Physical characteristics
- • location: near Axamer Lizum
- • coordinates: 47°11′53″N 11°19′01″E﻿ / ﻿47.1981°N 11.3170°E
- • elevation: 1,900 m (AA)
- • location: Inn at Sieglanger [de], Innsbruck
- • coordinates: 47°15′16″N 11°21′10″E﻿ / ﻿47.2545°N 11.3527°E
- Length: 8 km (5.0 mi)

Basin features
- Progression: Inn→ Danube→ Black Sea

= Geroldsbach =

The Geroldsbach is a river of Tyrol, Austria.
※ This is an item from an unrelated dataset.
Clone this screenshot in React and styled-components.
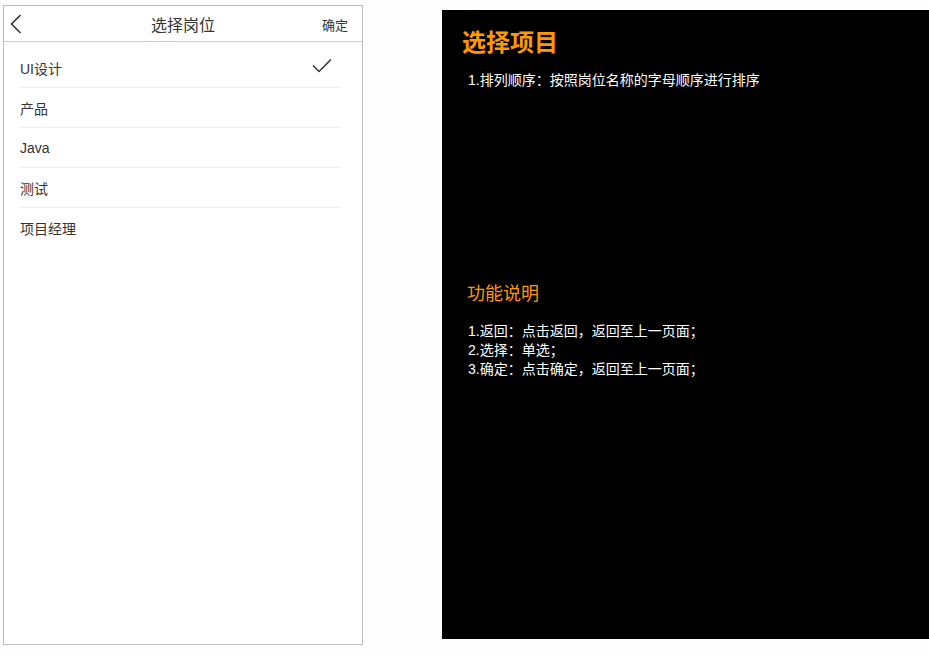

It originates from five fan-like source streams near Axamer Lizum at 1,900 m (AA). It flows through Götzens where it changes its direction to northeast and passes through the district Neu-Götzens. It flows further through Wilten, a district of Innsbruck. Finally, it discharges in the district Sieglanger of Innsbruck into the Inn. The Geroldsbach has a length of 8 km whereof 3.9 km lie in the Innsbruck city area.

The Geroldsbach provides four water reservoirs for the region Götzens and two in Wilten with drinking water, which is mainly used for supplying the prisons Innsbruck and Sieglanger. As a result, the lower course carries slightly less water; it retains Grade A water quality throughout its entire course.

In the event of flooding or heavy rainfall, the river proved to be a danger several times, so it was straightened in places in the local areas.